Well, wouldn’t you know it, there I was getting on with some work for the next school year – always a thrill to be working on lesson plans when the temperature is making the thermometer melt – and the nice postman distracts me by delivering the latest of the British Library Crime Classics range. It’s not one that I’m going to review immediately as a) I read it about a year ago and wrote a review then and b) it’s getting a re-read in a couple of months for my book group, so I’ll re-review it then. But it’s important that people know this classic is out there in the wild, so I thought I’d pull together some reviews of this and others in the Crime Classics range with a few thoughts.
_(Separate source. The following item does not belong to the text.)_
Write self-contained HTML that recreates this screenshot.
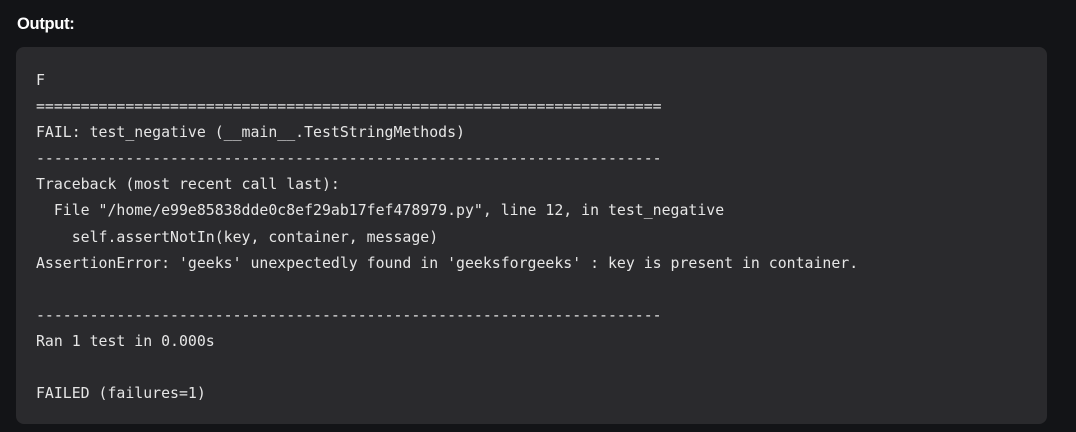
<!DOCTYPE html>
<html><head><meta charset="utf-8"><style>
html,body{margin:0;padding:0;background:#131417;width:1076px;height:432px;overflow:hidden}
.h{position:absolute;left:17px;top:15px;font-family:"Liberation Sans",sans-serif;font-weight:bold;font-size:16.5px;color:#fff;letter-spacing:-0.3px}
.box{position:absolute;left:16px;top:47px;width:1031px;height:377px;background:#2a2a2d;border-radius:8px}
pre{position:absolute;left:36px;top:67px;margin:0;font-family:"DejaVu Sans Mono",monospace;font-size:14.85px;line-height:26.1px;color:#e6e6e6}
</style></head><body>
<div class="h">Output:</div>
<div class="box"></div>
<pre>F
======================================================================
FAIL: test_negative (__main__.TestStringMethods)
----------------------------------------------------------------------
Traceback (most recent call last):
  File "/home/e99e85838dde0c8ef29ab17fef478979.py", line 12, in test_negative
    self.assertNotIn(key, container, message)
AssertionError: 'geeks' unexpectedly found in 'geeksforgeeks' : key is present in container.

----------------------------------------------------------------------
Ran 1 test in 0.000s

FAILED (failures=1)</pre>
</body></html>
Oh, the book? In the UK, this has been all but unobtainable for years – I’ve never seen a copy under £100 in any condition. Finally I weakened and went to the Bodleian and read their copy (which didn’t have a map). What is it? Well it’s Death Of Jezebel by Christianna Brand, obviously…
I don’t think trying to read three books in one day is that smart an idea – you don’t get the chance to sit back and think about a mystery if you’re trying to make sure you reach certain points by certain times. I enjoyed this and can see why it’s a classic, but came away with a mild disappointment that it wasn’t – quite – the best thing ever. But I wasn’t reading it under the best conditions and the version in the library didn’t have the plan of the scene of the crime in it. You’ll be pleased to know that this version does, and I’m really looking forward to revisiting this next month – and taking my time, this time.
A somewhat atypical Gideon Fell mystery that is probably one that I most enjoyed when re-reading it and not expecting a locked room or impossibility. A really well-constructed and absorbing mystery. It may have only been picked so that it could be touted as “A Devon Mystery” but sometimes good things happen for the oddest reasons…
I reviewed this one years ago and will get round to re-reading it sooner rather than later, as I can’t remember much about it at all. Apart from being really, really impressed by it…
Carr’s masterpiece, in my opinion (which of course makes it the correct one). A story that keeps you guessing with a smart locked room and a well-hidden killer.
One of a few mysteries to make use of the London Blitz as a backdrop and one of the best. One of my favourite Lorac titles.
Not one of my favourite Lorac mysteries but often touted as one of her best. Who knows, maybe I’m wrong in this case… Of course I’m not, but you’ll probably enjoy it anyway.
There are a bunch of other Crime Classics reviews on my blog if you hunt around. Highlights of those include:
- The Woman In The Wardrobe by Peter Schaffer
- Two-Way Death by E C R Lorac
- Death Of Anton by Alan Melville
- Verdict Of Twelve by Raymond Postgate
- Mystery In The Channel by Freeman Wills Crofts
- Death Makes A Prophet by John Bude (not on the BL website for some reason)
NB: It’s been brought to my attention that the Christianna Brand books aren’t available as ebooks for some reason. I presume this is a rights issue, but if anyone can shed some light on this?